Updated: Sep 22, 2019


St Leven's Well, above Chapel Cove

"...I've come to the conclusion that while the occasional day on my own is

necessary and useful, two days walking alone is boring and depressing,

and if I don't get some company soon this walk is going to turn into

a gloomy, eventless trudge, and turn me into a morose, unperceptive

robo-hiker." - (Walking Away, Simon Armitage, 2015)


Thinking about the identity and character of saints, though they clearly became known as holy people, with some special insight, spiritual connection to God, or gifting, surely there were also ordinary people in the sense of being incomplete, having hang-ups and defects like the rest of us.

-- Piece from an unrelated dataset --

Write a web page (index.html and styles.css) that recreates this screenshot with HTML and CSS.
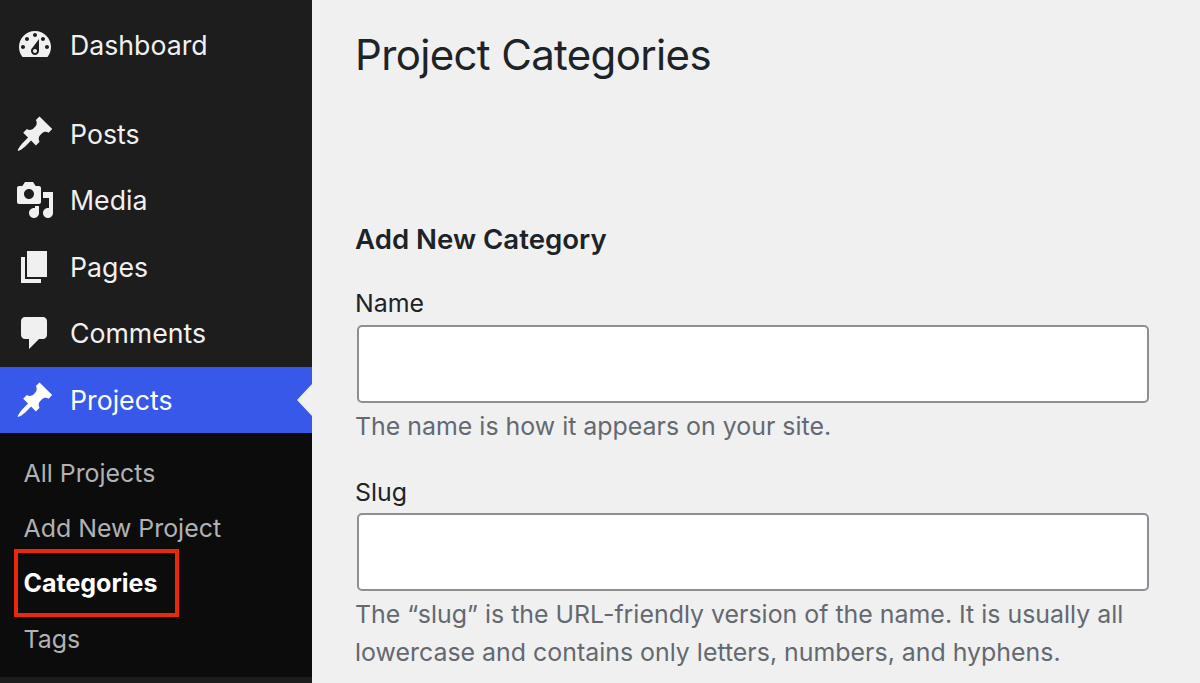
FILE: index.html
```html
<!DOCTYPE html>
<html lang="en">
<head>
    <meta charset="UTF-8">
    <meta name="viewport" content="width=device-width, initial-scale=1.0">
    <title>Project Categories</title>
    <link rel="stylesheet" href="styles.css">
</head>
<body>
    <div class="sidebar">
        <a class="menu-item dashboard-item">
            <svg class="menu-icon" viewBox="0 0 20 20"><path d="M3.76 16h12.48c1.1-1.37 1.76-3.11 1.76-5 0-4.42-3.58-8-8-8s-8 3.58-8 8c0 1.89.66 3.63 1.76 5zM10 4c.55 0 1 .45 1 1s-.45 1-1 1-1-.45-1-1 .45-1 1-1zM6 6c.55 0 1 .45 1 1s-.45 1-1 1-1-.45-1-1 .45-1 1-1zm8 0c.55 0 1 .45 1 1s-.45 1-1 1-1-.45-1-1 .45-1 1-1zm-5.37 5.55L12 7v6c0 1.1-.9 2-2 2s-2-.9-2-2c0-.57.24-1.08.63-1.45zM4 10c.55 0 1 .45 1 1s-.45 1-1 1-1-.45-1-1 .45-1 1-1zm12 0c.55 0 1 .45 1 1s-.45 1-1 1-1-.45-1-1 .45-1 1-1zm-5 3c0-.55-.45-1-1-1s-1 .45-1 1 .45 1 1 1 1-.45 1-1z"/></svg>
            Dashboard
        </a>
        <a class="menu-item">
            <svg class="menu-icon" viewBox="0 0 20 20"><path d="M10.44 3.02l1.82-1.82 6.36 6.35-1.83 1.82c-1.05-.68-2.48-.57-3.41.36l-.75.75c-.92.93-1.04 2.35-.35 3.41l-1.83 1.82-2.41-2.41-2.8 2.79c-.42.42-3.38 2.71-3.8 2.29s1.86-3.39 2.28-3.81l2.79-2.79L4.1 9.36l1.83-1.82c1.05.69 2.48.57 3.4-.36l.75-.75c.93-.92 1.05-2.35.36-3.41z"/></svg>
            Posts
        </a>
        <a class="menu-item">
            <svg class="menu-icon" viewBox="0 0 20 20"><path d="M13 11V4c0-.55-.45-1-1-1h-1.67L9 1H5L3.67 3H2c-.55 0-1 .45-1 1v7c0 .55.45 1 1 1h10c.55 0 1-.45 1-1zM7 4.5c1.38 0 2.5 1.12 2.5 2.5S8.38 9.5 7 9.5 4.5 8.38 4.5 7 5.62 4.5 7 4.5zM14 6h5v10.5c0 1.38-1.12 2.5-2.5 2.5S14 17.88 14 16.5s1.12-2.5 2.5-2.5c.17 0 .34.02.5.05V9h-3V6zm-4 8.05V13h2v3.5c0 1.38-1.12 2.5-2.5 2.5S7 17.88 7 16.5 8.12 14 9.5 14c.17 0 .34.02.5.05z"/></svg>
            Media
        </a>
        <a class="menu-item">
            <svg class="menu-icon" viewBox="0 0 20 20"><path d="M6 15V2h10v13H6zm-1 1h8v2H3V5h2v11z"/></svg>
            Pages
        </a>
        <a class="menu-item">
            <svg class="menu-icon" viewBox="0 0 20 20"><path d="M5 2h9c1.1 0 2 .9 2 2v7c0 1.1-.9 2-2 2h-2l-5 5v-5H5c-1.1 0-2-.9-2-2V4c0-1.1.9-2 2-2z"/></svg>
            Comments
        </a>
        <a class="menu-item current">
            <svg class="menu-icon" viewBox="0 0 20 20"><path d="M10.44 3.02l1.82-1.82 6.36 6.35-1.83 1.82c-1.05-.68-2.48-.57-3.41.36l-.75.75c-.92.93-1.04 2.35-.35 3.41l-1.83 1.82-2.41-2.41-2.8 2.79c-.42.42-3.38 2.71-3.8 2.29s1.86-3.39 2.28-3.81l2.79-2.79L4.1 9.36l1.83-1.82c1.05.69 2.48.57 3.4-.36l.75-.75c.93-.92 1.05-2.35.36-3.41z"/></svg>
            Projects
        </a>
        <div class="submenu">
            <a class="sub-item">All Projects</a>
            <a class="sub-item">Add New Project</a>
            <a class="sub-item active">Categories</a>
            <a class="sub-item">Tags</a>
        </div>
    </div>

    <div class="content">
        <h1>Project Categories</h1>
        <h2>Add New Category</h2>

        <div class="form-field">
            <label for="tagName">Name</label>
            <input type="text" id="tagName">
            <p>The name is how it appears on your site.</p>
        </div>

        <div class="form-field">
            <label for="tagSlug">Slug</label>
            <input type="text" id="tagSlug">
            <p>The “slug” is the URL-friendly version of the name. It is usually all lowercase and contains only letters, numbers, and hyphens.</p>
        </div>
    </div>
</body>
</html>
```

FILE: styles.css
```css
* {
    margin: 0;
    padding: 0;
    box-sizing: border-box;
}

html, body {
    height: 683px;
    overflow: hidden;
}

body {
    display: flex;
    background-color: #f0f0f1;
    color: #1d2327;
    font-family: Inter, 'Noto Sans', sans-serif;
}

.sidebar {
    width: 312px;
    flex-shrink: 0;
    background-color: #1d1d1d;
    padding-top: 12px;
}

.menu-item {
    position: relative;
    display: flex;
    align-items: center;
    gap: 15px;
    height: 66.6px;
    padding-left: 15px;
    color: #f0f0f1;
    font-size: 26.7px;
}

.dashboard-item {
    margin-bottom: 21.8px;
}

.menu-icon {
    width: 40px;
    height: 40px;
    flex-shrink: 0;
    fill: #f0f0f1;
}

.menu-item.current {
    background-color: #3858e9;
    color: #ffffff;
}

.menu-item.current .menu-icon {
    fill: #ffffff;
}

/* little arrow pointing at the content area */
.menu-item.current::after {
    content: "";
    position: absolute;
    right: 0;
    top: 50%;
    margin-top: -16px;
    border-style: solid;
    border-width: 16px 15px 16px 0;
    border-color: transparent #f0f0f1 transparent transparent;
}

.submenu {
    display: flex;
    flex-direction: column;
    height: 244px;
    padding-top: 12px;
    background-color: #0c0c0c;
}

.sub-item {
    position: relative;
    display: flex;
    align-items: center;
    height: 55.2px;
    padding-left: 23.5px;
    color: #b0b2b4;
    font-size: 24.9px;
}

.sub-item.active {
    color: #ffffff;
    font-size: 25px;
    font-weight: 700;
}

/* red annotation box */
.sub-item.active::after {
    content: "";
    position: absolute;
    box-sizing: border-box;
    left: 14px;
    top: -6.9px;
    width: 165px;
    height: 68px;
    border: 4.5px solid #e8290b;
}

.content {
    flex: 1;
    padding: 28px 51px 0 44px;
}

h1 {
    font-size: 42px;
    font-weight: 400;
    letter-spacing: -0.65px;
    line-height: 54px;
    margin-bottom: 138px;
    margin-left: -1px;
}

h2 {
    font-size: 27.6px;
    font-weight: 600;
    line-height: 38px;
    margin-bottom: 28px;
    margin-left: -1px;
}

.form-field {
    margin-bottom: 30px;
}

.form-field label {
    display: block;
    font-size: 24.9px;
    line-height: 34px;
    margin-bottom: 5px;
    margin-left: -1px;
}

.form-field + .form-field label {
    margin-bottom: 4px;
}

.form-field input {
    display: block;
    width: 792px;
    height: 77.5px;
    margin-left: 1px;
    background-color: #ffffff;
    border: 2px solid #8c8f94;
    border-radius: 5px;
}

.form-field p {
    margin-top: 4.5px;
    margin-left: -1px;
    color: #646970;
    font-size: 24.92px;
    line-height: 38px;
}
```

Part of my thinking when I wrote that three line poem in the previous post was that saints in the church militant (on earth - rather than church triumphant, in heaven), are still works in process, justified by being in Christ but not yet fully sanctified (unless one has reached some Wesleyan state of perfection). Following that thought, I remembered what Revd Vanda had said about Cornish born St Leven, or Selevan as he is sometimes known (the Celtic form of Solomon), "He seemed to be a bit of a grumpy old man!" I may not yet be as old as that epithet implies, and probably not as grumpy, but I can identify with feeling like that sometimes, and as a bit of an introvert wanting more space, fewer people around and so on, here is my take on the grumpy old saint. Forgive him, and me for the slightly course language I've included for effect.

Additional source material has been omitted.